:: Short problem ::
Go through the listing and set it down exactly, leaving out its pictures.

[Data records]
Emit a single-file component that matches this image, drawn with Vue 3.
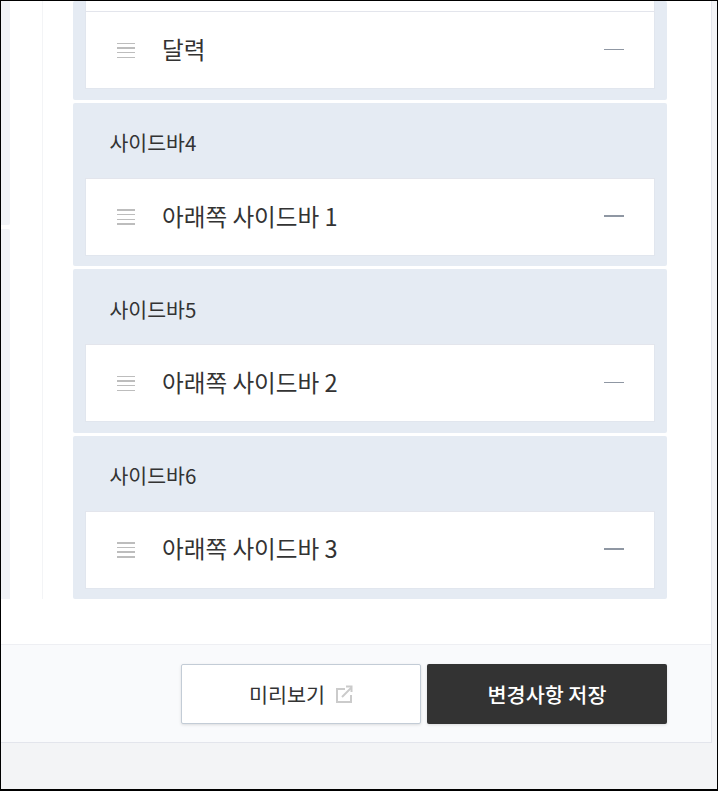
<template>
  <div class="frame">
    <div class="panel">
      <div class="content">
        <div class="side-strip">
          <div class="strip-part strip-top"></div>
          <div class="strip-part strip-bottom"></div>
        </div>
        <div class="tree-line"></div>
        <div class="widgets">
          <section class="widget widget-partial">
            <div class="stub"></div>
            <div class="row">
              <span class="handle"><i></i><i></i><i></i><i></i></span>
              <span class="row-label">달력</span>
              <span class="minus"></span>
            </div>
          </section>
          <section v-for="w in widgets" :key="w.title" class="widget">
            <h3 class="widget-title">{{ w.title }}</h3>
            <div class="row">
              <span class="handle"><i></i><i></i><i></i><i></i></span>
              <span class="row-label">{{ w.item }}</span>
              <span class="minus"></span>
            </div>
          </section>
        </div>
      </div>
      <div class="spacer"></div>
      <div class="footer">
        <button class="btn btn-light">
          미리보기
          <svg class="ext-icon" width="17" height="18" viewBox="0 0 17 18" fill="none" stroke="#cbcbcb" stroke-width="2">
            <path d="M9 4H1v13h14v-7" />
            <path d="M6 12 15.5 2.5" />
            <path d="M10 1.5h5.5V7" />
          </svg>
        </button>
        <button class="btn btn-dark">변경사항 저장</button>
      </div>
    </div>
  </div>
</template>

<script setup>
const widgets = [
  { title: "사이드바4", item: "아래쪽 사이드바 1" },
  { title: "사이드바5", item: "아래쪽 사이드바 2" },
  { title: "사이드바6", item: "아래쪽 사이드바 3" },
];
</script>

<style>
html,
body {
  margin: 0;
  padding: 0;
}
</style>

<style scoped>
.frame {
  box-sizing: border-box;
  width: 718px;
  height: 791px;
  border: 1px solid #000;
  border-width: 1px 1px 2px 1px;
  background: #f3f4f6;
  font-family: "Noto Sans CJK KR", "Noto Sans", sans-serif;
  color: #333;
  overflow: hidden;
}

.panel {
  box-sizing: border-box;
  width: 711px;
  height: 742px;
  background: #fff;
  border-right: 1px solid #e3e5ec;
  border-bottom: 1px solid #e3e5ec;
  display: flex;
  flex-direction: column;
}

.content {
  height: 598px;
  display: flex;
  overflow: hidden;
}

.side-strip {
  width: 9px;
  display: flex;
  flex-direction: column;
  gap: 4px;
}

.strip-part {
  background: #f1f3f7;
}

.strip-top {
  height: 224px;
  border-bottom-right-radius: 2px;
}

.strip-bottom {
  flex: 1;
  border-top-right-radius: 2px;
}

.tree-line {
  width: 1px;
  margin-left: 32px;
  background: #f3f4f6;
}

.widgets {
  width: 594px;
  margin-left: 30px;
  display: flex;
  flex-direction: column;
  gap: 3px;
}

.widget {
  box-sizing: border-box;
  flex: none;
  height: 163.4px;
  padding: 0 12px;
  background: #e5ebf3;
  border-radius: 2px;
}

.widget-partial {
  height: 99px;
}

.stub {
  box-sizing: border-box;
  height: 10.3px;
  background: #fff;
  border: 1px solid #e1e6ee;
  border-width: 0 1px;
}

.widget-title {
  margin: 0 0 0 -0.5px;
  height: 75px;
  padding: 24.2px 0 0 25px;
  box-sizing: border-box;
  font-size: 20.5px;
  font-weight: 400;
  line-height: 30px;
}

.row {
  box-sizing: border-box;
  height: 78px;
  display: flex;
  align-items: center;
  padding: 0 30px 0 31px;
  background: #fff;
  border: 1px solid #e1e6ee;
  border-top-color: #e3e5ec;
}

.handle {
  width: 18px;
  display: flex;
  flex-direction: column;
  gap: 3.2px;
}

.handle i {
  display: block;
  height: 1.5px;
  background: #bdbdbd;
}

.row-label {
  flex: 1;
  margin: -3px 0 0 27px;
  font-size: 23.6px;
  line-height: 32px;
}

.minus {
  width: 20px;
  height: 1.5px;
  margin-top: -2px;
  background: #8f97a3;
}

.spacer {
  height: 45px;
}

.footer {
  box-sizing: border-box;
  flex: 1;
  display: flex;
  justify-content: flex-end;
  gap: 6px;
  padding: 19px 44px 0 0;
  background: #f9fafc;
  border-top: 1px solid #eeeff3;
}

.btn {
  box-sizing: border-box;
  width: 240px;
  height: 60px;
  display: flex;
  align-items: center;
  justify-content: center;
  font-family: inherit;
  font-size: 20.7px;
  border-radius: 2px;
  box-shadow: 0 1px 3px rgba(0, 0, 0, 0.12);
  cursor: pointer;
}

.btn-light {
  background: #fff;
  border: 1px solid #c3ccd6;
  color: #333;
}

.ext-icon {
  margin-left: 11px;
}

.btn-dark {
  background: #333;
  border: none;
  color: #fff;
  font-weight: 500;
}
</style>
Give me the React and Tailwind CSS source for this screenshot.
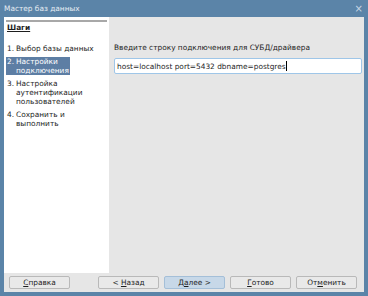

:: Final answer ::
Emit a single-file component that matches this image, drawn with Vue 3.
<template>
  <div class="frame">
    <div class="panel">
      <div class="content">
        <div class="side-strip">
          <div class="strip-part strip-top"></div>
          <div class="strip-part strip-bottom"></div>
        </div>
        <div class="tree-line"></div>
        <div class="widgets">
          <section class="widget widget-partial">
            <div class="stub"></div>
            <div class="row">
              <span class="handle"><i></i><i></i><i></i><i></i></span>
              <span class="row-label">달력</span>
              <span class="minus"></span>
            </div>
          </section>
          <section v-for="w in widgets" :key="w.title" class="widget">
            <h3 class="widget-title">{{ w.title }}</h3>
            <div class="row">
              <span class="handle"><i></i><i></i><i></i><i></i></span>
              <span class="row-label">{{ w.item }}</span>
              <span class="minus"></span>
            </div>
          </section>
        </div>
      </div>
      <div class="spacer"></div>
      <div class="footer">
        <button class="btn btn-light">
          미리보기
          <svg class="ext-icon" width="17" height="18" viewBox="0 0 17 18" fill="none" stroke="#cbcbcb" stroke-width="2">
            <path d="M9 4H1v13h14v-7" />
            <path d="M6 12 15.5 2.5" />
            <path d="M10 1.5h5.5V7" />
          </svg>
        </button>
        <button class="btn btn-dark">변경사항 저장</button>
      </div>
    </div>
  </div>
</template>

<script setup>
const widgets = [
  { title: "사이드바4", item: "아래쪽 사이드바 1" },
  { title: "사이드바5", item: "아래쪽 사이드바 2" },
  { title: "사이드바6", item: "아래쪽 사이드바 3" },
];
</script>

<style>
html,
body {
  margin: 0;
  padding: 0;
}
</style>

<style scoped>
.frame {
  box-sizing: border-box;
  width: 718px;
  height: 791px;
  border: 1px solid #000;
  border-width: 1px 1px 2px 1px;
  background: #f3f4f6;
  font-family: "Noto Sans CJK KR", "Noto Sans", sans-serif;
  color: #333;
  overflow: hidden;
}

.panel {
  box-sizing: border-box;
  width: 711px;
  height: 742px;
  background: #fff;
  border-right: 1px solid #e3e5ec;
  border-bottom: 1px solid #e3e5ec;
  display: flex;
  flex-direction: column;
}

.content {
  height: 598px;
  display: flex;
  overflow: hidden;
}

.side-strip {
  width: 9px;
  display: flex;
  flex-direction: column;
  gap: 4px;
}

.strip-part {
  background: #f1f3f7;
}

.strip-top {
  height: 224px;
  border-bottom-right-radius: 2px;
}

.strip-bottom {
  flex: 1;
  border-top-right-radius: 2px;
}

.tree-line {
  width: 1px;
  margin-left: 32px;
  background: #f3f4f6;
}

.widgets {
  width: 594px;
  margin-left: 30px;
  display: flex;
  flex-direction: column;
  gap: 3px;
}

.widget {
  box-sizing: border-box;
  flex: none;
  height: 163.4px;
  padding: 0 12px;
  background: #e5ebf3;
  border-radius: 2px;
}

.widget-partial {
  height: 99px;
}

.stub {
  box-sizing: border-box;
  height: 10.3px;
  background: #fff;
  border: 1px solid #e1e6ee;
  border-width: 0 1px;
}

.widget-title {
  margin: 0 0 0 -0.5px;
  height: 75px;
  padding: 24.2px 0 0 25px;
  box-sizing: border-box;
  font-size: 20.5px;
  font-weight: 400;
  line-height: 30px;
}

.row {
  box-sizing: border-box;
  height: 78px;
  display: flex;
  align-items: center;
  padding: 0 30px 0 31px;
  background: #fff;
  border: 1px solid #e1e6ee;
  border-top-color: #e3e5ec;
}

.handle {
  width: 18px;
  display: flex;
  flex-direction: column;
  gap: 3.2px;
}

.handle i {
  display: block;
  height: 1.5px;
  background: #bdbdbd;
}

.row-label {
  flex: 1;
  margin: -3px 0 0 27px;
  font-size: 23.6px;
  line-height: 32px;
}

.minus {
  width: 20px;
  height: 1.5px;
  margin-top: -2px;
  background: #8f97a3;
}

.spacer {
  height: 45px;
}

.footer {
  box-sizing: border-box;
  flex: 1;
  display: flex;
  justify-content: flex-end;
  gap: 6px;
  padding: 19px 44px 0 0;
  background: #f9fafc;
  border-top: 1px solid #eeeff3;
}

.btn {
  box-sizing: border-box;
  width: 240px;
  height: 60px;
  display: flex;
  align-items: center;
  justify-content: center;
  font-family: inherit;
  font-size: 20.7px;
  border-radius: 2px;
  box-shadow: 0 1px 3px rgba(0, 0, 0, 0.12);
  cursor: pointer;
}

.btn-light {
  background: #fff;
  border: 1px solid #c3ccd6;
  color: #333;
}

.ext-icon {
  margin-left: 11px;
}

.btn-dark {
  background: #333;
  border: none;
  color: #fff;
  font-weight: 500;
}
</style>
Give me the React and Tailwind CSS source for this screenshot.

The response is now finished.